OC-201c · Module 3

The Diagnostic Playbook

4 min read

When your agent stops working, the worst thing you can do is start guessing. Change a setting, restart the process, try a different API key, reboot the machine — each blind fix takes time and may mask the actual problem. The diagnostic playbook is a systematic sequence of checks that isolates the failure layer by layer. Is the process running? Is the network connected? Is the API responding? Is the database accessible? Is the module itself throwing an error? Each check eliminates one layer and narrows the search.
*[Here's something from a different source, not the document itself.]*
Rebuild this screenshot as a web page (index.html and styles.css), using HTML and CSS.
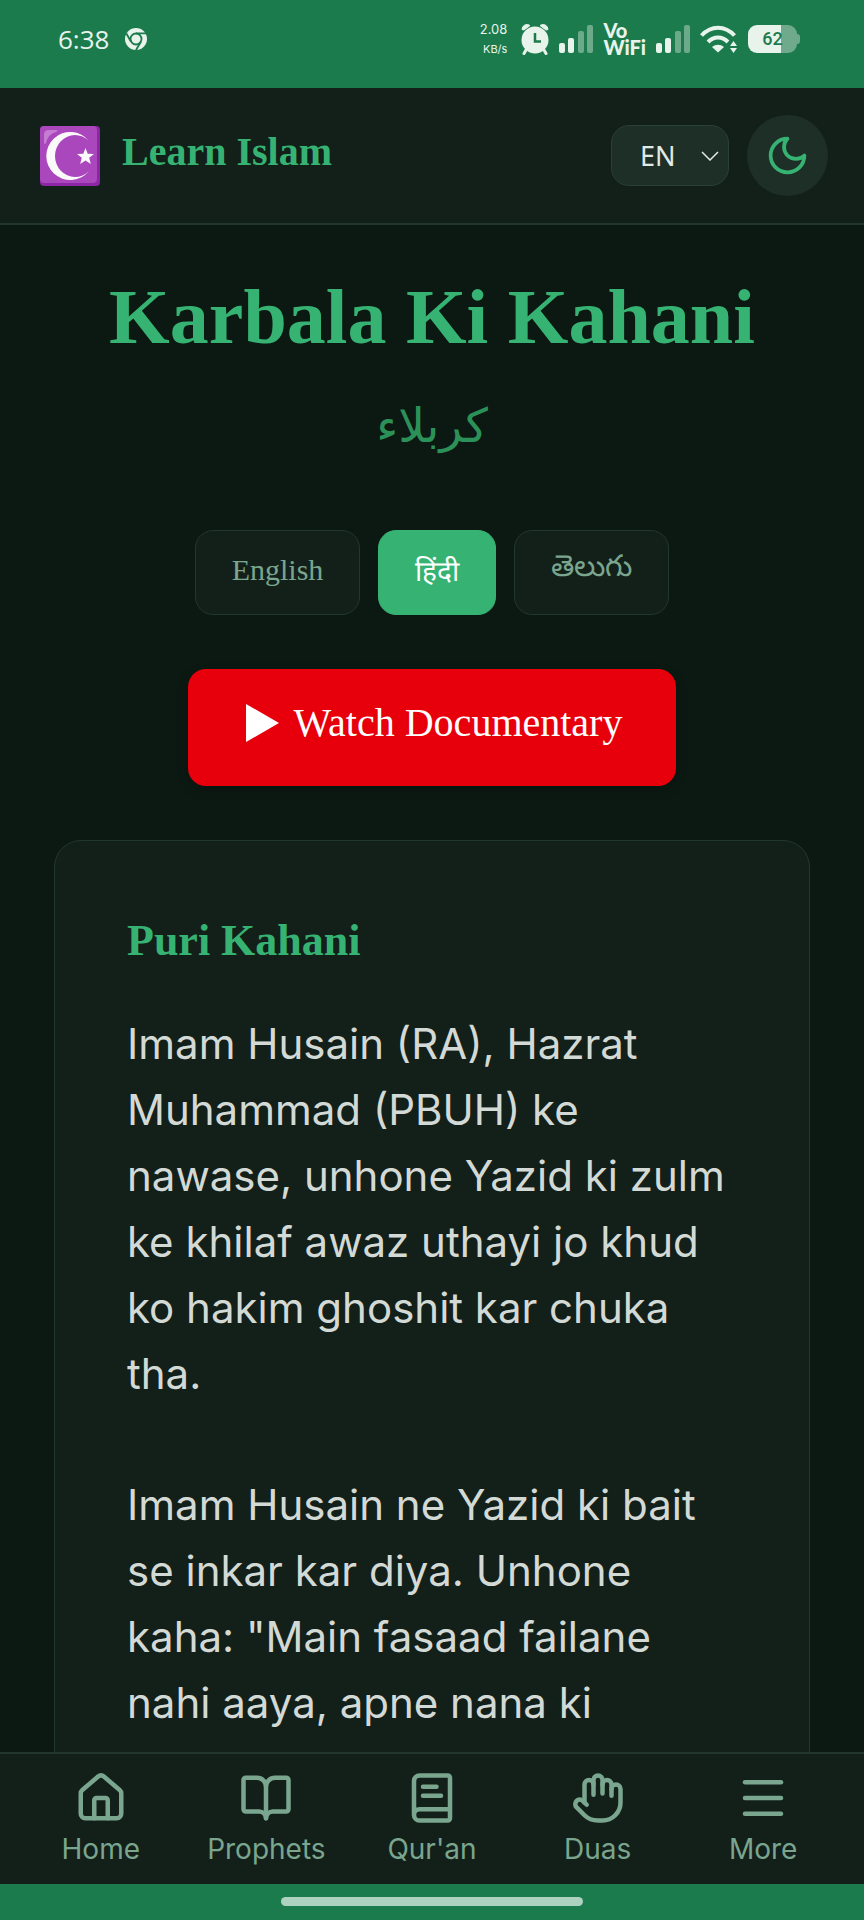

The mean-time-to-explain metric applies here. If you cannot explain what failed and why within 5 minutes of starting diagnosis, the observability infrastructure is insufficient. You need better logs, better health checks, or better error messages. Every incident that takes longer than 5 minutes to diagnose is a signal to improve the monitoring, not just to fix the immediate problem. Fix the bug today. Fix the observability gap tomorrow. The second fix prevents future incidents from being equally painful.

1. Process Check Is the OpenClaw process running? Check PM2 status or system process list. If the process is down, check the logs for the crash reason before restarting. A restart without diagnosis hides the root cause.
2. Network Check Is the machine connected to the internet? Can it resolve DNS? Can it reach the Telegram API? Network failures are common on always-on machines — routers restart, DHCP leases expire, Wi-Fi drops in clamshell mode.
3. API Check Are the external APIs responding? Test each API with a minimal request. Rate limiting, expired tokens, and provider outages all present differently. The error message tells you which provider and what kind of failure.
4. Database Check Is the local database accessible? Can you read from it? Can you write to it? Disk full, corrupted index, or locked file scenarios all prevent database operations but present as module errors.
5. Module Check Run the failing module manually with known good input. If it succeeds, the issue is in the trigger or scheduling layer. If it fails, the error message from the isolated run tells you what is broken in the module logic.